About Travelling Coral

I started blogging in 2011 to record some of the highlights of the round the world trip I made with my husband Phil. On the 5 month trip we visited California, New Zealand, Australia, Fiji, Malaysia and Thailand. We met some fantastic people, saw amazing things and ate some lovely food. Yet while enjoying these new experiences I became acutely aware of the inequality in both first and third world countries. The gap between the rich and the poor on the streets of LA and KL was the same. On my return home, I realised that this inequality existed in the UK. I had to leave the country to see it for what it was. Food banks were opening in every town and city. I read the now famous blog, A Girl Called Jack and got more interested in how food poverty impacts the lives of so many people in my home country. And I got angry. And wanted to do something about it. Now, I work for Smethwick CAN, a charity bringing people together to tackle poverty, increase aspiration, provide opportunity and support the most vulnerable. One of the projects is a foodbank. Food poverty is shocking in any country, yet over a third of edible food still ends up in landfill. No one should go hungry, yet children are going to school without breakfast.

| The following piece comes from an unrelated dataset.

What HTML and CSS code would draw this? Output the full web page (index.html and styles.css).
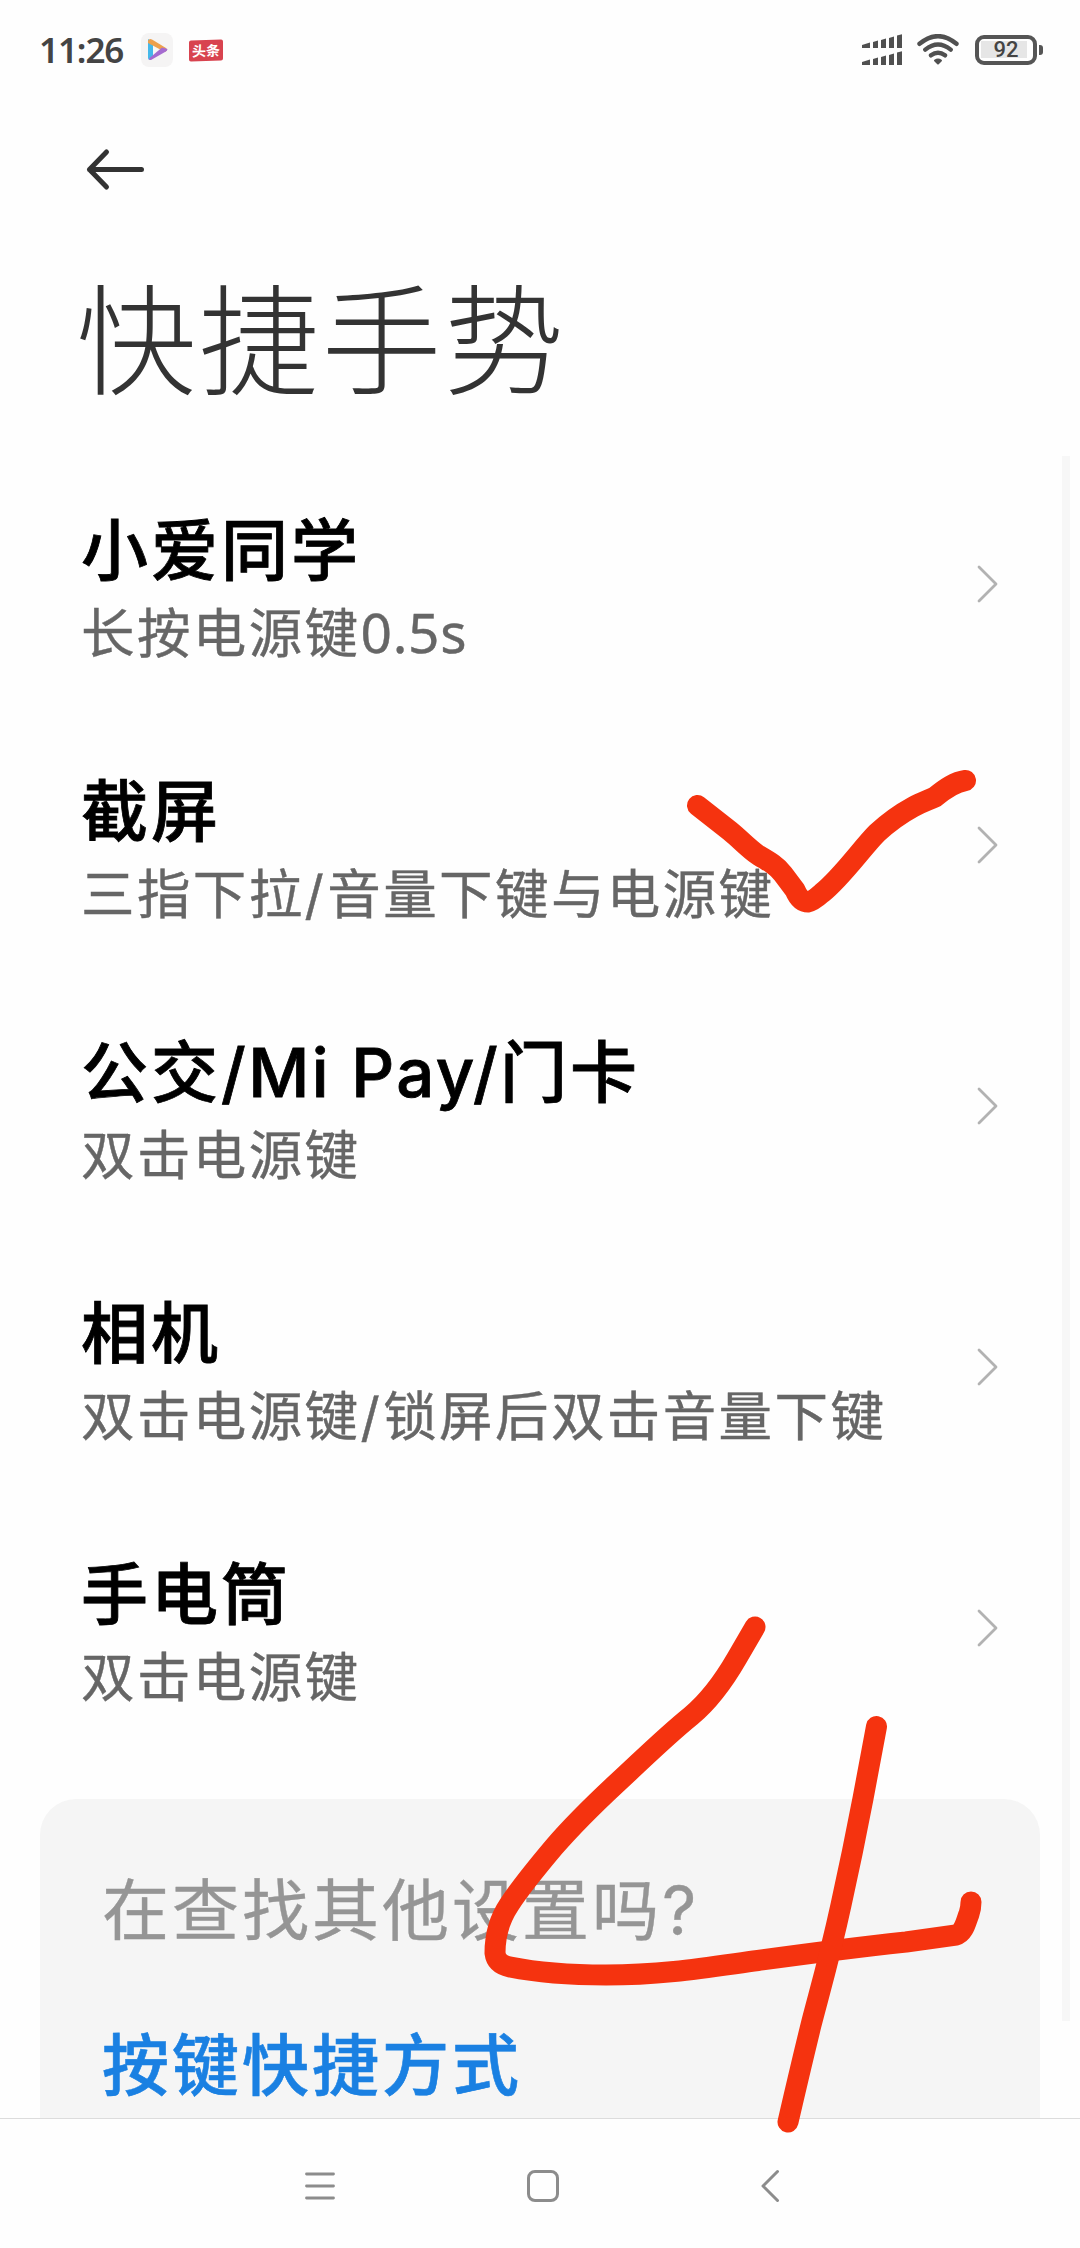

Parents are skipping meals to feed their children. Foodbanks are a sticking plaster not a cure for food poverty. So, in addition to working for a charity that is supporting people in crisis, I volunteer for The Real Junk Food Project. They intercept food that would normally be thrown away, and cook it and serve it in a Pay as You Feel Cafe. I am still adjusting to life back at home in Birmingham, England, I have terminal Farsickness. To keep it at bay, I drag my husband and sometimes the son on shorter trips both in the UK and overseas. I now post random stuff that interests me. This includes travel, food and well being. The writing keeps me sane. Long term travelling is my goal.